Reputation: 1120
I want a way to quickly check the uniqueness of the content of all columns in a table (excluding the ID) before inserting a new row. A UNIQUE
constraint involving all those columns would be pretty much what I need. However, without knowing too much about how relational databases work, I don't know if it's a good practice (in terms of efficiency, etc.) to define a constraint like that.
Another, more "manual" way would be to hash all the content of a row, save the hash into another column and define a unique index for that column. But I would expect that databases probably already have that functionality built-in.
Upvotes: 2
Views: 1321
Reputation: 1270181
A unique constraint is implemented using a unique index, a b-tree index in all databases I'm aware of.
Such an index would essentially double the size of your data. That may not be a concern. It would quickly -- and accurately -- determine if there are duplicates.
Note that index comparisons are based on the "natural" comparisons of data types.

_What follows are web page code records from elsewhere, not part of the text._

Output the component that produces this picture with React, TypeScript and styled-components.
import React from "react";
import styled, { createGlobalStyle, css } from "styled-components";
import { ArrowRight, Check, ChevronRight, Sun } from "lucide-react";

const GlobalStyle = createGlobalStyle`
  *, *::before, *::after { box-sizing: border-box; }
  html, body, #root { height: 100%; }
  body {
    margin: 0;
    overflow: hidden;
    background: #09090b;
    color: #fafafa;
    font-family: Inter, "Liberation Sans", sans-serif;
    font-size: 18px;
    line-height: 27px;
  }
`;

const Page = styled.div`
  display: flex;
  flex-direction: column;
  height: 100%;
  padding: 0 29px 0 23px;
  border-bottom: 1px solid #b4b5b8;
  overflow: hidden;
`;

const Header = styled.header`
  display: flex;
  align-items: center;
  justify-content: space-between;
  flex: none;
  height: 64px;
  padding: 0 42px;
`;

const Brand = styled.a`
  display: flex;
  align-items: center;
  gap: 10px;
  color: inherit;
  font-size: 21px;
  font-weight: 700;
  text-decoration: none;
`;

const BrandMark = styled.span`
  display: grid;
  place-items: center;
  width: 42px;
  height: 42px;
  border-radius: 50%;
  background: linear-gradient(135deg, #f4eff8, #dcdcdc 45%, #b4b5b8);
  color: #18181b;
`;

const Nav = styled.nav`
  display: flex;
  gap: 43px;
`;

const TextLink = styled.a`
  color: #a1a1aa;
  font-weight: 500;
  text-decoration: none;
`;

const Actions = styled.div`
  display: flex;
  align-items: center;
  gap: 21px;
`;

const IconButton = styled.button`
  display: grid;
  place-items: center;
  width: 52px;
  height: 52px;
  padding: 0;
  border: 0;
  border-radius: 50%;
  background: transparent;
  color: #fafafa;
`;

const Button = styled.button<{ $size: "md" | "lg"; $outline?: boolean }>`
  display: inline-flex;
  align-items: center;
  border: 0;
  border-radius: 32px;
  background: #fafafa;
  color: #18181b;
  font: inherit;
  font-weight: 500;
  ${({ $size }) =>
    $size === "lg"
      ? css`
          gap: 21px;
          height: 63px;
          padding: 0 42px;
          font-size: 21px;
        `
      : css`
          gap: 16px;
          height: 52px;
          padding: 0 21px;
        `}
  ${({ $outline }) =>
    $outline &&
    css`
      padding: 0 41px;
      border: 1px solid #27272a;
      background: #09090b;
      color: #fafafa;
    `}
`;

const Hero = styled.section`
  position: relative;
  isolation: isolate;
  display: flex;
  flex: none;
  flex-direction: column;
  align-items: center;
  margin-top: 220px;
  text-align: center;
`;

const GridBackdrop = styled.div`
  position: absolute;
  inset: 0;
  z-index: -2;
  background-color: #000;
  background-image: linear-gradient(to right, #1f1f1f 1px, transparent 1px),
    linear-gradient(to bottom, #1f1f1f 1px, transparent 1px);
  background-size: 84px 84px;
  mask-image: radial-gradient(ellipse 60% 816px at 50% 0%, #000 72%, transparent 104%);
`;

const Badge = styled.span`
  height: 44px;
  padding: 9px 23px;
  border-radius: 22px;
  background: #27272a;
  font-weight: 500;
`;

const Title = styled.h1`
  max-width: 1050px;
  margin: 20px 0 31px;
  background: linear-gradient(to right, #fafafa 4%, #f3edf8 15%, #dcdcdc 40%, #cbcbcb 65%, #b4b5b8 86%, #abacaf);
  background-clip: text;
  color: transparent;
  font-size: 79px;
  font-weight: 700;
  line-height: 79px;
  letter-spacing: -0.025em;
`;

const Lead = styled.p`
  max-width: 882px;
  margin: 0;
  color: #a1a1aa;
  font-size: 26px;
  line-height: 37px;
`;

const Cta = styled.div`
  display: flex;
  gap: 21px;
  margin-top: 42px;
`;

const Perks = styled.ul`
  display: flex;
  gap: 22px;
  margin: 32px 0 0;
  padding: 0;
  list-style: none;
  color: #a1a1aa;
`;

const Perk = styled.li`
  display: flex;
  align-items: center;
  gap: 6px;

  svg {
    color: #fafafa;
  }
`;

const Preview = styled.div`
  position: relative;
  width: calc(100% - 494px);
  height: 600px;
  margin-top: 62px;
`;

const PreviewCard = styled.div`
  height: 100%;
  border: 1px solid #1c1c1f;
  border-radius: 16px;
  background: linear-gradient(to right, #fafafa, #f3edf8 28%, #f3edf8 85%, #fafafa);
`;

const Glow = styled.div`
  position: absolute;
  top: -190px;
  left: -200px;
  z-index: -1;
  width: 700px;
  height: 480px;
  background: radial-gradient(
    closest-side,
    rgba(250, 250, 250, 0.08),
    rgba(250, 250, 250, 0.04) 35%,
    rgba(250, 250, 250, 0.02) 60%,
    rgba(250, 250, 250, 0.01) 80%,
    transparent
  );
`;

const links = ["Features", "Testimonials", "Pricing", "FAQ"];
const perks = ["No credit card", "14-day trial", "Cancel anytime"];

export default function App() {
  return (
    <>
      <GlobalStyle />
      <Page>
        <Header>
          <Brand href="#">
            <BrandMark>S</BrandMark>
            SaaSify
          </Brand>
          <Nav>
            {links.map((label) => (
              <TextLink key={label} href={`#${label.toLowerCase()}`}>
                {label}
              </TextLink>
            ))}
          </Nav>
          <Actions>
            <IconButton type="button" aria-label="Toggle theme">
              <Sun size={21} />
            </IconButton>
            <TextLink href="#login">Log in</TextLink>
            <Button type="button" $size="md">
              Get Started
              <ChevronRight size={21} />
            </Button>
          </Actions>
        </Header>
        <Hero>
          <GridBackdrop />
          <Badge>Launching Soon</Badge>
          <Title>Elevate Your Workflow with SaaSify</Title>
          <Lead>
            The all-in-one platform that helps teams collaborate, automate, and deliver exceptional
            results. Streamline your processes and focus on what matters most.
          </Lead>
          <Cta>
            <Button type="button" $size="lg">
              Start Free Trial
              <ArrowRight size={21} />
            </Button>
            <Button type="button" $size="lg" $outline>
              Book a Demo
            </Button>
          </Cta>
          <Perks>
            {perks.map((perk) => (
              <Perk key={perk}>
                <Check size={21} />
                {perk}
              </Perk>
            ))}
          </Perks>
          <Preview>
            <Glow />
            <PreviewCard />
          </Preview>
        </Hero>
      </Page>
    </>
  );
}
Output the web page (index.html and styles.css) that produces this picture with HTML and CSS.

In particular, this can affect strings where the collation is taken into account. And spaces at the end of strings are probably ignored. A hash function approach cannot do this easily.
In addition, indexes will handle NULL
values consistently (although that depends on the database). Hash functions require special treatment for NULL
values.
I would caution against using unique indexes on floating point values directly. The issue is that two values can look the same, but actually be different (say, 0.9999999999999 and 1). Often, you really want some threshold -- something that is tricky both for unique constraints and for hashes.
From what you describe, I would suggest a unique index on all the columns if that is what you need. Such an index is the "built-in" way to do what you describe.